*Set task:* Look at the data below and print exactly the lines from its first line through the line with "const leftRows = ['股票代码', '交易日期', '买入量', '买入价', '买入均价', '买入金额']"; the pictures stay out of the copy.

--- START OF Supplied information ---

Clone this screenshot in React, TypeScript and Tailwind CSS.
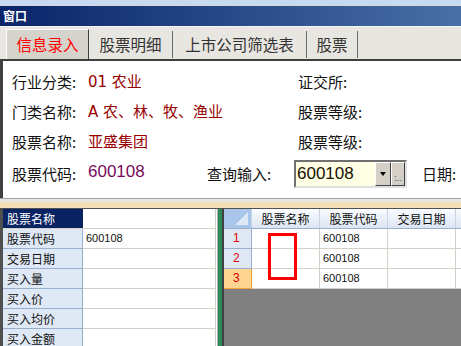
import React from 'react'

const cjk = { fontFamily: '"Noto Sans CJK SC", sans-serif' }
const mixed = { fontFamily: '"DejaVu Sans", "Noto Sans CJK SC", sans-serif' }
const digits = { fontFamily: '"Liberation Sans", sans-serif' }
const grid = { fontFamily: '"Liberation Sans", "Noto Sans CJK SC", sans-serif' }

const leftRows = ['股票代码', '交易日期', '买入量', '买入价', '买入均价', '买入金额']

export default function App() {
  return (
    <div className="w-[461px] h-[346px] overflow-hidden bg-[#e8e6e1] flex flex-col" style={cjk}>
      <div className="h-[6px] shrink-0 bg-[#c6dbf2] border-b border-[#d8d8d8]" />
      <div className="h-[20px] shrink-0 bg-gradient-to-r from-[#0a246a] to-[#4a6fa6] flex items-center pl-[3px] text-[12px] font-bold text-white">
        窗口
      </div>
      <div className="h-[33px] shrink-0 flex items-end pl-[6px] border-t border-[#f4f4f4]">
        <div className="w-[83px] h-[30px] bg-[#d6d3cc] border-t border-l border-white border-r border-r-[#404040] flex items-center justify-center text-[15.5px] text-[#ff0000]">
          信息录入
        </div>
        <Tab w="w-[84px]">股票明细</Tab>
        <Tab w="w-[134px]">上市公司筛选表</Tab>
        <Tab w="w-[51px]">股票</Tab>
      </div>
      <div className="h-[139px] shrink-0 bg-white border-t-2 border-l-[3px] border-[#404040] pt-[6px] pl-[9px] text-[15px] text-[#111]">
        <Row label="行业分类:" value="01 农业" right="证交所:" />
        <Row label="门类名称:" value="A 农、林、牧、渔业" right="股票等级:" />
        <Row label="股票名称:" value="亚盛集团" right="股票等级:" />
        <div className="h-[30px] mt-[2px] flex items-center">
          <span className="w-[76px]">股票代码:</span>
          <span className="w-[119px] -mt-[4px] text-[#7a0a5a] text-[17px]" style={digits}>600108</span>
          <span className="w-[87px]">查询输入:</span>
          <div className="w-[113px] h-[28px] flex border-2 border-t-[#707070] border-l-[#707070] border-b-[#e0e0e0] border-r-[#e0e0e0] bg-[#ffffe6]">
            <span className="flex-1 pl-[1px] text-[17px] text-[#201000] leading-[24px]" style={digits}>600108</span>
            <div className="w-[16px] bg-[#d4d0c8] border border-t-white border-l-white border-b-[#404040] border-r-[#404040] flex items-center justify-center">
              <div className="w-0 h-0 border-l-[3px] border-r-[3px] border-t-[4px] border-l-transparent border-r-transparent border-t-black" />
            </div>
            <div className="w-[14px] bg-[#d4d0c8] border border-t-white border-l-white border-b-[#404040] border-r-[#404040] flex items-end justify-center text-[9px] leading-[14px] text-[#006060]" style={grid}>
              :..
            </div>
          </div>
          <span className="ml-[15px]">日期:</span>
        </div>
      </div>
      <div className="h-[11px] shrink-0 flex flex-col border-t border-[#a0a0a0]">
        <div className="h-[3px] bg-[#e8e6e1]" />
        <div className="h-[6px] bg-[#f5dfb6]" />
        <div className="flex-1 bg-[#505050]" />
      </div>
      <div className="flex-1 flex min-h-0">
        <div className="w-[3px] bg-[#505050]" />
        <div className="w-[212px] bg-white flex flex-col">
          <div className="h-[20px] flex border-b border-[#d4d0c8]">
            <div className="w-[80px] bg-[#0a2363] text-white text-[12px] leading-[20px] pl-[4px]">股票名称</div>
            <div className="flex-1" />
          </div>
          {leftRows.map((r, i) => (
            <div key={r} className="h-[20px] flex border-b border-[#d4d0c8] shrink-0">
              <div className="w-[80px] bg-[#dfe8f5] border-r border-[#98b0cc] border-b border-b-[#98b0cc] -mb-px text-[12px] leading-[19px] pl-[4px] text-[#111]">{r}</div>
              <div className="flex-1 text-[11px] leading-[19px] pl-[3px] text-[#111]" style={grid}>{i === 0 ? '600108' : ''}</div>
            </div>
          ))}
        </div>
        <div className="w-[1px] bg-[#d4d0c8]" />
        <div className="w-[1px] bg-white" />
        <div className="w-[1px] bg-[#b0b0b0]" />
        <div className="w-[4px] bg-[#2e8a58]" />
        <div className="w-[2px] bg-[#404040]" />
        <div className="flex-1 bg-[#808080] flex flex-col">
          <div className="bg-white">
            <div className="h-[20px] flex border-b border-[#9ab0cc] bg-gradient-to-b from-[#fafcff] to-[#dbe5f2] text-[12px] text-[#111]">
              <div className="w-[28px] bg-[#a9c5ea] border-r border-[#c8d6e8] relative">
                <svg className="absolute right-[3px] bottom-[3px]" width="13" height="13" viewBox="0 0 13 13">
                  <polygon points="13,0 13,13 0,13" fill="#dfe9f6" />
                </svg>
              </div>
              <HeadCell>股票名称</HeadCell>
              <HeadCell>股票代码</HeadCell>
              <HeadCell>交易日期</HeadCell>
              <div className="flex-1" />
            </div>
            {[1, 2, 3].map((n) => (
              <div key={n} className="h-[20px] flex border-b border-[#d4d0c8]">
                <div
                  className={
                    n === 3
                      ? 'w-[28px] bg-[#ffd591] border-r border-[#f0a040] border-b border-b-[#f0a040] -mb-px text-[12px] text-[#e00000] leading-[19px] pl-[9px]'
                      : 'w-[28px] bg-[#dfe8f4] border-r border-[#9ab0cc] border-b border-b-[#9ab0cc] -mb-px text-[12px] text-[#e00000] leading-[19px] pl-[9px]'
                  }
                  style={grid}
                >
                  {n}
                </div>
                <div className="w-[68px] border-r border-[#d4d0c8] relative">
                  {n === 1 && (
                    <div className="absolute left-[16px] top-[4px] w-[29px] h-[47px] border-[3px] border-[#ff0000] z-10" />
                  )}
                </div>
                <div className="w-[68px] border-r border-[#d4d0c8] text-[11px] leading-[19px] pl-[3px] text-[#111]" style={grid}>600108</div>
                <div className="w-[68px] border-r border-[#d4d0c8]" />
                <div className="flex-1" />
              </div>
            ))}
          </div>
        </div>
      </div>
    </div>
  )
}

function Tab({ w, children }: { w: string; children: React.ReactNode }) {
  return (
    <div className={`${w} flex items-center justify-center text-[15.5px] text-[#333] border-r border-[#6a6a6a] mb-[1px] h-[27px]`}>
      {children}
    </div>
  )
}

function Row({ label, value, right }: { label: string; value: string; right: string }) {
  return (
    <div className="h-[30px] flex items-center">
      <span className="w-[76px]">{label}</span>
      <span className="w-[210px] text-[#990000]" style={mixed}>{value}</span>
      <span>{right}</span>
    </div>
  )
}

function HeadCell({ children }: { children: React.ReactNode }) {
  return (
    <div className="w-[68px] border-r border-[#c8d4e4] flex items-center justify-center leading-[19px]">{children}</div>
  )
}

--- END OF Supplied information ---

*Answer:*
Clone this screenshot in React, TypeScript and Tailwind CSS.
import React from 'react'

const cjk = { fontFamily: '"Noto Sans CJK SC", sans-serif' }
const mixed = { fontFamily: '"DejaVu Sans", "Noto Sans CJK SC", sans-serif' }
const digits = { fontFamily: '"Liberation Sans", sans-serif' }
const grid = { fontFamily: '"Liberation Sans", "Noto Sans CJK SC", sans-serif' }

const leftRows = ['股票代码', '交易日期', '买入量', '买入价', '买入均价', '买入金额']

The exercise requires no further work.